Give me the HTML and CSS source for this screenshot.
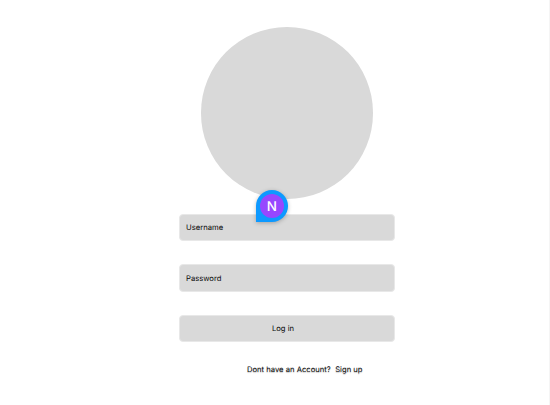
FILE: index.html
```html
<!DOCTYPE html>
<html lang="en">
<head>
<meta charset="utf-8">
<title>Log in</title>
<link rel="stylesheet" href="styles.css">
</head>
<body>
<main class="login">
  <div class="avatar">
    <div class="comment-pin"><span class="comment-initial">N</span></div>
  </div>
  <form class="form">
    <div class="field">Username</div>
    <div class="field password">Password</div>
    <div class="field submit">Log in</div>
  </form>
  <p class="signup"><span>Dont have an Account?</span><span>Sign up</span></p>
</main>
</body>
</html>
```

FILE: styles.css
```css
* { box-sizing: border-box; }
body {
  margin: 0;
  height: 405px;
  background: #fff;
  border-right: 1px solid #f5f5f5;
  color: #080808;
  font: 7.65px/10px Inter, sans-serif;
  text-rendering: geometricPrecision;
  overflow: hidden;
}
.login {
  width: 216px;
  margin-left: 179px;
  padding-top: 27px;
}
.avatar {
  position: relative;
  width: 171.5px;
  height: 171.5px;
  margin: 0 auto;
  border-radius: 50%;
  background: #d9d9d9;
}
.comment-pin {
  position: absolute;
  left: 54.5px;
  top: 163px;
  width: 32px;
  height: 32px;
  padding: 4px;
  border-radius: 16px 16px 16px 0;
  background: #0d99ff;
  box-shadow: 0 1px 4px rgba(0, 0, 0, .25);
}
.comment-initial {
  display: block;
  width: 24px;
  height: 24px;
  border-radius: 50%;
  background: #9747ff;
  color: #fff;
  font-size: 13.5px;
  font-weight: 500;
  line-height: 26px;
  text-align: center;
}
.form {
  display: grid;
  grid-template-rows: 27px 28px 27px;
  gap: 23px;
  margin-top: 15.5px;
}
.field {
  padding: 0 6px;
  border: 1px solid #e8e8e8;
  border-radius: 4px;
  background: #d9d9d9;
  line-height: 25px;
}
.password {
  padding-top: 1px;
}
.submit {
  padding-right: 14px;
  text-align: center;
}
.signup {
  display: flex;
  gap: 4.5px;
  margin: 22.5px 0 0 68px;
  white-space: nowrap;
  text-shadow: 0 1px 1px rgba(0, 0, 0, .25);
}
```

__TASK INSTRUCTIONS__
Ignore the images and quote every line of the listing exactly.

__ANSWER__
Give me the HTML and CSS source for this screenshot.
FILE: index.html
```html
<!DOCTYPE html>
<html lang="en">
<head>
<meta charset="utf-8">
<title>Log in</title>
<link rel="stylesheet" href="styles.css">
</head>
<body>
<main class="login">
  <div class="avatar">
    <div class="comment-pin"><span class="comment-initial">N</span></div>
  </div>
  <form class="form">
    <div class="field">Username</div>
    <div class="field password">Password</div>
    <div class="field submit">Log in</div>
  </form>
  <p class="signup"><span>Dont have an Account?</span><span>Sign up</span></p>
</main>
</body>
</html>
```

FILE: styles.css
```css
* { box-sizing: border-box; }
body {
  margin: 0;
  height: 405px;
  background: #fff;
  border-right: 1px solid #f5f5f5;
  color: #080808;
  font: 7.65px/10px Inter, sans-serif;
  text-rendering: geometricPrecision;
  overflow: hidden;
}
.login {
  width: 216px;
  margin-left: 179px;
  padding-top: 27px;
}
.avatar {
  position: relative;
  width: 171.5px;
  height: 171.5px;
  margin: 0 auto;
  border-radius: 50%;
  background: #d9d9d9;
}
.comment-pin {
  position: absolute;
  left: 54.5px;
  top: 163px;
  width: 32px;
  height: 32px;
  padding: 4px;
  border-radius: 16px 16px 16px 0;
  background: #0d99ff;
  box-shadow: 0 1px 4px rgba(0, 0, 0, .25);
}
.comment-initial {
  display: block;
  width: 24px;
  height: 24px;
  border-radius: 50%;
  background: #9747ff;
  color: #fff;
  font-size: 13.5px;
  font-weight: 500;
  line-height: 26px;
  text-align: center;
}
.form {
  display: grid;
  grid-template-rows: 27px 28px 27px;
  gap: 23px;
  margin-top: 15.5px;
}
.field {
  padding: 0 6px;
  border: 1px solid #e8e8e8;
  border-radius: 4px;
  background: #d9d9d9;
  line-height: 25px;
}
.password {
  padding-top: 1px;
}
.submit {
  padding-right: 14px;
  text-align: center;
}
.signup {
  display: flex;
  gap: 4.5px;
  margin: 22.5px 0 0 68px;
  white-space: nowrap;
  text-shadow: 0 1px 1px rgba(0, 0, 0, .25);
}
```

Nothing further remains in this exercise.